Employer’s appeal allowed by Labour Appeal Court. Assume you conduct a nationwide transport and logistics business and operates a vehicle fleet of approximately 140 heavy duty trucks. Truck breakdown is a frequent (daily) occurrence. Most breakdowns occur on the road and those that occur at night expose the drivers and other road users to safety risks. It is necessary that constant repair work be undertaken without delay. You employ 13 diesel mechanics and their core duties include the repair of broken trucks. Although their normal working hours are from 07h00 to 17h00 they are also required to perform standby duty without additional allowances.
Question:
What should you do if one mechanic refuses to standby without an allowance? Dismiss for a reason related to ‘misconduct’ ?
Answer:
No. Dismiss lawfully for a valid and fair reason based on operational requirements.
Excerpts
“[32] In my view, there would be instances where a legitimate operational requirement exists, which would justify a dismissal on operational requirement and also a fair reason on the basis of which an employer may discipline the employee for misconduct which would lead to a dismissal.

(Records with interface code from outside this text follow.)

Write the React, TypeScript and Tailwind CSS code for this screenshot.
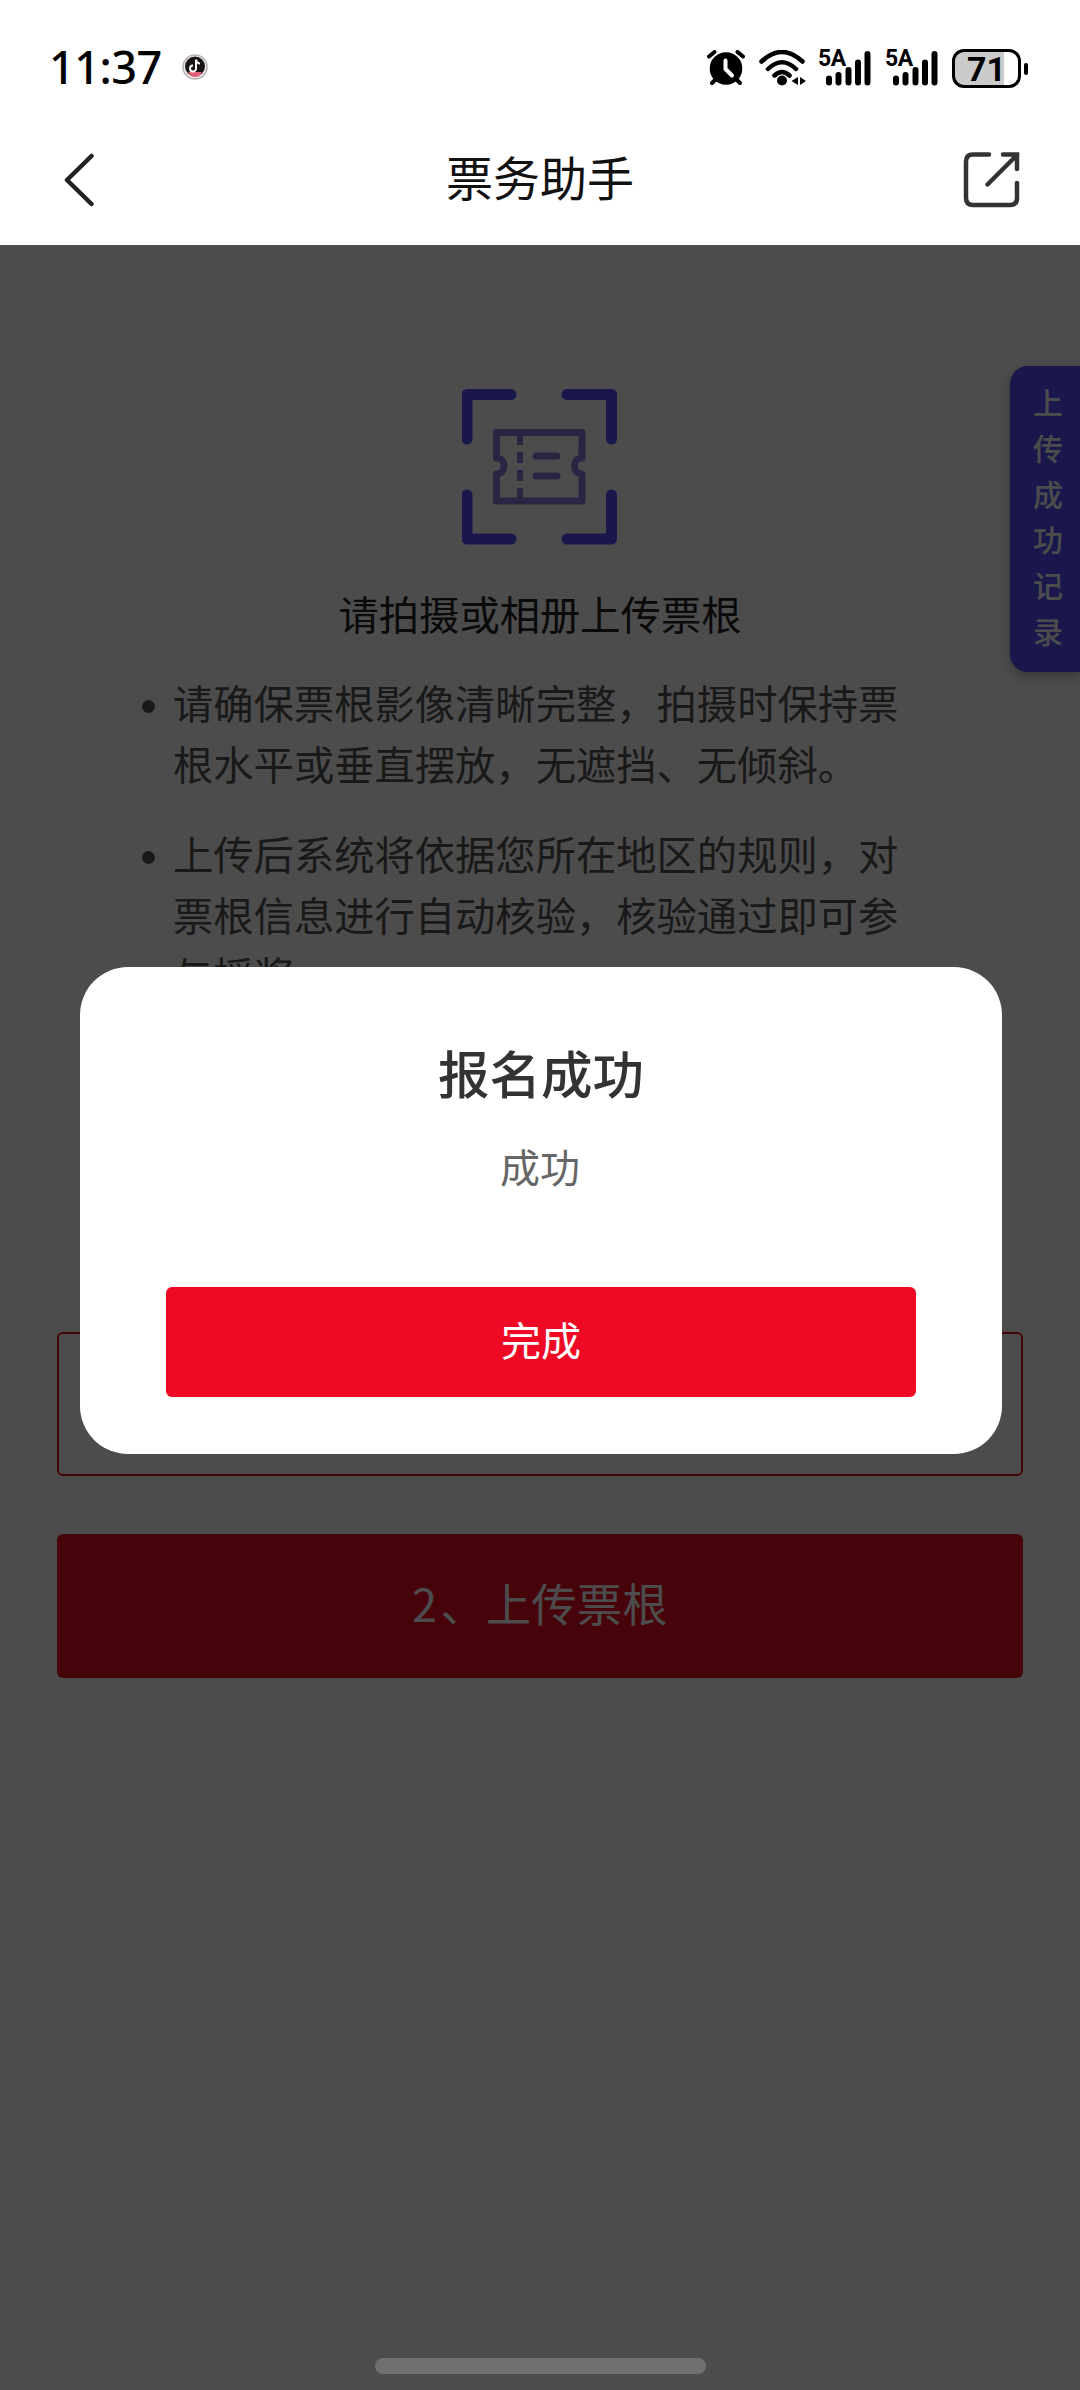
import React from 'react';

const cjk = "font-['Noto_Sans_CJK_SC',sans-serif]";

function Signal() {
  return (
    <div className="relative h-[36px] w-[53px]">
      <span className="absolute top-0 left-[-1px] font-['Roboto',sans-serif] text-[23px] leading-[18px] font-bold tracking-[-0.5px]">5A</span>
      <svg viewBox="0 0 53 36" className="absolute inset-0 h-[36px] w-[53px]" stroke="#000" strokeWidth="6" strokeLinecap="round">
        <path d="M10 28.500V32.500M19.500 25V32.500M29.500 20V32.500M39 12.500V32.500M48.500 4V32.500" />
      </svg>
    </div>
  );
}

function StatusBar() {
  return (
    <div className="flex h-[120px] items-start text-black">
      <div className="ml-[49px] mt-[44px] w-[119px] font-['Noto_Sans',sans-serif] text-[45px] leading-[46px] font-medium tracking-[-0.500px] whitespace-nowrap">11:37</div>
      <svg viewBox="0 0 26 26" className="mt-[54px] ml-[14px] h-[26px] w-[26px]">
        <circle cx="13" cy="13" r="12" fill="#eee" stroke="#b5b0b1" strokeWidth="1.500" />
        <circle cx="13" cy="12.500" r="10" fill="#171316" />
        <path d="M6 18H20Q18 23 13 23T6 18Z" fill="#e0607a" />
        <path d="M14 5.500V14.500A3 3 0 1 1 11 11.500M14 6Q15 9.500 18 9.500" fill="none" stroke="#fff" strokeWidth="2" />
      </svg>
      <svg viewBox="0 0 38 36" className="mt-[50px] ml-[499px] h-[36px] w-[38px]">
        <path d="M2 6.500 7.500 2M30.500 2 36 6.500" stroke="#000" strokeWidth="4" strokeLinecap="round" />
        <path d="M8 30 5 33M30 30 33 33" stroke="#000" strokeWidth="4" strokeLinecap="round" />
        <circle cx="19" cy="18.500" r="16.300" fill="#000" />
        <path d="M18.500 10.500V19L25 25.500" fill="none" stroke="#fff" strokeWidth="4" strokeLinecap="round" strokeLinejoin="round" />
      </svg>
      <svg viewBox="0 0 48 36" className="mt-[50px] ml-[14px] h-[36px] w-[48px]" fill="none" stroke="#000" strokeWidth="4.500" strokeLinecap="round">
        <path d="M2.500 11.500Q23 -7.500 43.500 11.500M9 19Q23 5.500 37 19M15.500 25.500Q23 18.500 30.500 25.500" />
        <circle cx="23" cy="30.500" r="5" fill="#000" stroke="none" />
        <path d="M39 27V35L32.500 31ZM41 27 47 31 41 35Z" fill="#000" stroke="none" />
      </svg>
      <div className="mt-[50px] ml-[12px] flex gap-[14px]">
        <Signal />
        <Signal />
      </div>
      <div className="mt-[49px] ml-[13px] flex items-center">
        <div className="flex h-[39px] w-[69px] items-center justify-center rounded-[12px] border-[3px] border-black bg-[linear-gradient(90deg,#cbcbcb_77%,#fff_77%)] font-['Roboto',sans-serif] text-[34px] leading-none font-bold">71</div>
        <div className="ml-[3px] h-[12px] w-[4px] rounded-full bg-black" />
      </div>
    </div>
  );
}

function NavBar() {
  return (
    <div className="flex h-[125px] items-start justify-between">
      <svg viewBox="0 0 30 54" className="mt-[33px] ml-[64px] h-[54px] w-[30px]" fill="none" stroke="#222" strokeWidth="4.500" strokeLinecap="round">
        <path d="M27.500 3 3 27 27.500 51" strokeLinejoin="round" />
      </svg>
      <h1 className="mt-[21px] ml-[24px] text-[47px] leading-[70px] font-normal text-[#111]">票务助手</h1>
      <svg viewBox="0 0 58 58" className="mt-[31px] mr-[60px] h-[58px] w-[58px]" fill="none" stroke="#333" strokeWidth="4.500" strokeLinecap="round">
        <path d="M27 3.500H11Q4 3.500 4 10.500V47Q4 54 11 54H48Q55 54 55 47V32" />
        <path d="M25.500 33.500 54 5M41 3.500H55V18" />
      </svg>
    </div>
  );
}

function TicketScanIcon() {
  return (
    <svg viewBox="0 0 156 156" className="mx-auto h-[156px] w-[156px]" fill="none">
      <path d="M49 5.500H5V50M105 5.500H149.500V50M5 106V150H49M105 150H149.500V106" stroke="#564fff" strokeWidth="11" strokeLinecap="round" strokeLinejoin="round" />
      <g stroke="#8a80df" strokeWidth="7">
        <path d="M34.500 43.500H120V69C110 69 110 85 120 85V112H34.500V85C44.500 85 44.500 69 34.500 69Z" strokeLinejoin="round" />
        <path d="M58 46V56M58 63V74M58 81V92M58 99V110" strokeWidth="6" />
        <path d="M74 67H95M74 87H95" strokeLinecap="round" />
      </g>
    </svg>
  );
}

function Rule({ children }: { children: React.ReactNode }) {
  return (
    <li className="mb-[30.300px] flex">
      <span className="mt-[28px] mr-[18px] h-[13px] w-[13px] shrink-0 rounded-full bg-[#555]" />
      <span>{children}</span>
    </li>
  );
}

export default function App() {
  return (
    <div className={`${cjk} h-[2390px] w-[1080px] overflow-hidden bg-white`} lang="zh-CN">
      <StatusBar />
      <NavBar />
      <main className="relative h-[2145px] overflow-hidden bg-white px-[57px] pt-[71px]">
        <section className="h-[930px] rounded-[12px] bg-white pt-[73px] shadow-[0_0_16px_rgba(0,0,0,0.05)]">
          <TicketScanIcon />
          <h2 className="mt-[38px] text-center text-[40.300px] leading-[60px] font-normal text-[#222]">请拍摄或相册上传票根</h2>
          <ul className="mt-[29px] ml-[85px] text-[40.300px] leading-[60.500px] whitespace-nowrap text-[#555]">
            <Rule>请确保票根影像清晰完整，拍摄时保持票<br />根水平或垂直摆放，无遮挡、无倾斜。</Rule>
            <Rule>上传后系统将依据您所在地区的规则，对<br />票根信息进行自动核验，核验通过即可参<br />与摇奖。</Rule>
          </ul>
        </section>
        <div className="mt-[86px] h-[144px] rounded-[6px] border-2 border-[#ee0a24]" />
        <button className="mt-[58px] flex h-[144px] w-full items-center justify-center rounded-[6px] bg-[#ee0a24] pb-[7px] text-[45px] tracking-[0.500px] text-white"><span className="mr-[3px]">2</span>、上传票根</button>
        <aside className="absolute top-[121px] right-0 flex h-[306px] w-[70px] flex-col items-center rounded-l-[18px] bg-[#574dff] pt-[13px] pl-[6px] text-[30px] leading-[45.800px] font-medium text-white shadow-[0_4px_12px_rgba(0,0,0,0.3)]">
          {[...'上传成功记录'].map((c) => <span key={c}>{c}</span>)}
        </aside>
        <div className="absolute inset-0 bg-black/70" />
        <div role="dialog" className="absolute top-[722px] left-[80px] flex h-[487px] w-[922px] flex-col items-center rounded-[48px] bg-white">
          <h3 className="mt-[67px] text-[51.500px] leading-[76px] font-medium text-[#333]">报名成功</h3>
          <p className="mt-[26px] mr-[2px] text-[40px] leading-[60px] text-[#666]">成功</p>
          <button className="mt-[91px] flex h-[110px] w-[750px] items-center justify-center rounded-[6px] bg-[#ee0a24] pb-[7px] text-[40px] text-white">完成</button>
        </div>
        <div className="absolute bottom-[16px] left-[375px] h-[16px] w-[331px] rounded-full bg-[#707070]" />
      </main>
    </div>
  );
}
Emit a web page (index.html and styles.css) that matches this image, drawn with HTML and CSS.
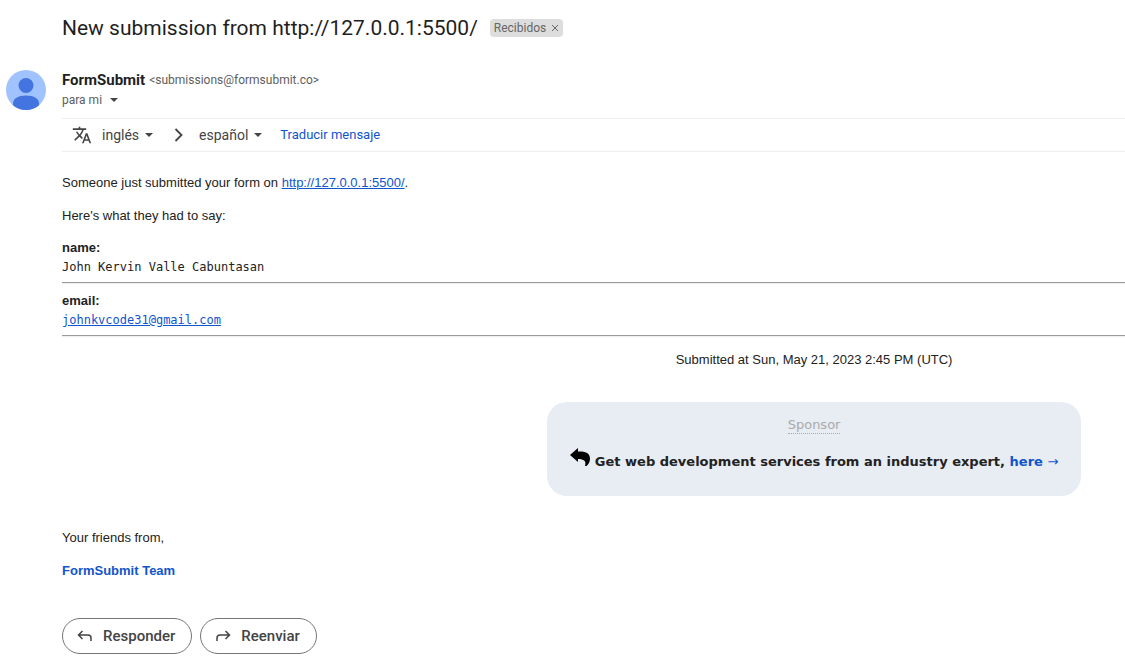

Such a scenario should give an employer a choice of procedure to follow. I am not aware of any provision that would compel the employer to follow a particular route.
It should be permissible for the employer to opt for the use of operational requirement provided that it is not for improper motive and that the requirements of section 189 of the Act are met.
Such an option may prove to be fair and advantageous to the employee. Whether the employer acted fairly or not would depend on the circumstances of a particular case.”
LRA sections: 185, 188, 189, 189(5), 189(6).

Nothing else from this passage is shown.